Interference of Light

# Newton’s Rings

Newton’s Rings is a special case of interference of light waves reflected from the opposite surfaces of a thin film. It was discovered by Newton but it was Young who first gave a satisfactory explanation of the formation of the rings in terms of waves, being due to interference.

When a plano convex lens of long focal length (about one metre) is placed on a plane glass plate, a thin film of air is enclosed between the lower surface of the lens and the upper surface of the glass plate.

The thickness of the air film gradually increases from the centre outwards and it is zero at the point of contact. The two interfering beams, derived from a monochromatic source, satisfy the coherence condition for interference. A series of bright and dark circular rings is seen when a travelling microscope is focused on the air film.

The fringes produced are concentric circles. With monochromatic light, bright and dark fringes are produced and with white light, the fringes are coloured. As the radii of the rings increase, the separation between them decreases. At the centre, where there is no air film, there is a dark spot.

## Determination of Wavelength of Monochromatic Light

Let $R$ be the radius of curvature of the lower surface of the lens. The complete circular section of a sphere of radius $R$ is shown in the figure given below.
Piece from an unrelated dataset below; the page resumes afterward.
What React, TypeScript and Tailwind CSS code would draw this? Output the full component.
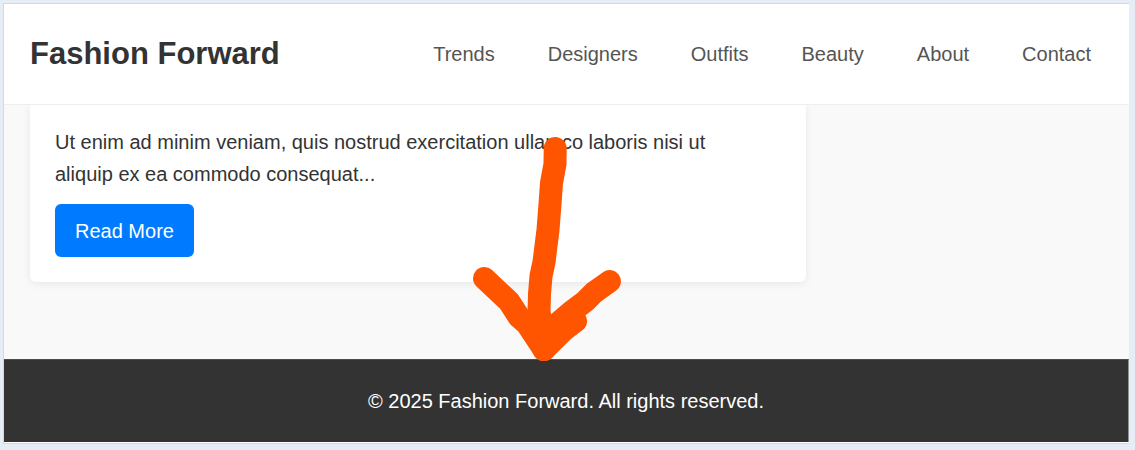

Let $r_n$ be the radius $OL$ of the nth ring at $L$ and let the thickness $LM$ of the air film be $t$. If $BO$ is produced to meet the circle at $Q$ then $BOQ$ is the diameter $(BOQ=2R).$

By the theorem of intersecting chords, $SO×OL=QO×OB$ $r_n×r_n=(2R-t)×t$ $r_n^2=2Rt-t^2$

$t^2$ is very small compared to $2Rt$ since $R$ is large. Hence, neglecting $t^2$, we get, $r_n^2=2Rt\;\;\text{__(1)}$

The path difference between the two interfering waves at $L$ is $2t$ for light incident normally on the air film. If a dark ring is formed at $L$, then from the condition of interference, we have, $\text{Path Difference}=n\lambda$ $\therefore 2t=n\lambda\;\;\text{__(2)}$ where, $n=1,2,3,…$ and $\lambda$ is the wavelength of light. From equations $(1)$ and $(2)$, $r_n^2=Rn\lambda$ $\therefore r_n=\sqrt{n\lambda R}$

This gives the expression for the radius of nth dark ring. Hence, the radius of nth dark ring is proportional to the square root of number of order of rings $\text{i.e.}\;\;r_n∝\sqrt{n}$

Similarly, a bright ring would be formed if path difference will be $(2n+1)\frac{\lambda}{2}$ $\text{i.e}\;\; 2t=(2n+1)\frac{\lambda}{2}$ $r_n^2=R(2n+1)\frac{\lambda}{2}$ $\therefore r_n=\sqrt{R(2n+1)\frac{\lambda}{2}}$

This gives the expression of nth bright ring. Hence, the radius of nth bright ring is proportional to the odd number of order of the rings $\text{i.e.}\;\;r_n∝\sqrt{2n+1}$

Now, let $D_n$ be the diameter of the nth dark ring, then, $r_n=\frac{D_n}{2}$ $\therefore \frac{D_n}{2}=\sqrt{n\lambda R}$ $D_n^2=4n\lambda R\;\;\text{__(a)}$

Similarly, if $D_{n+m}$ is the diameter of the (n+m)th dark ring, then, $D_{n+m}^2=4(n+m)\lambda R\;\;\text{__(b)}$

From equations (a) and (b), we have, $D_{n+m}^2-D_n^2=4(n+?)\lambda R-4n\lambda R$ $D_{n+m}^2-D_n^2=4m\lambda R$ $\therefore\lambda=\frac{D_{n+m}^2-D_n^2}{4mR}$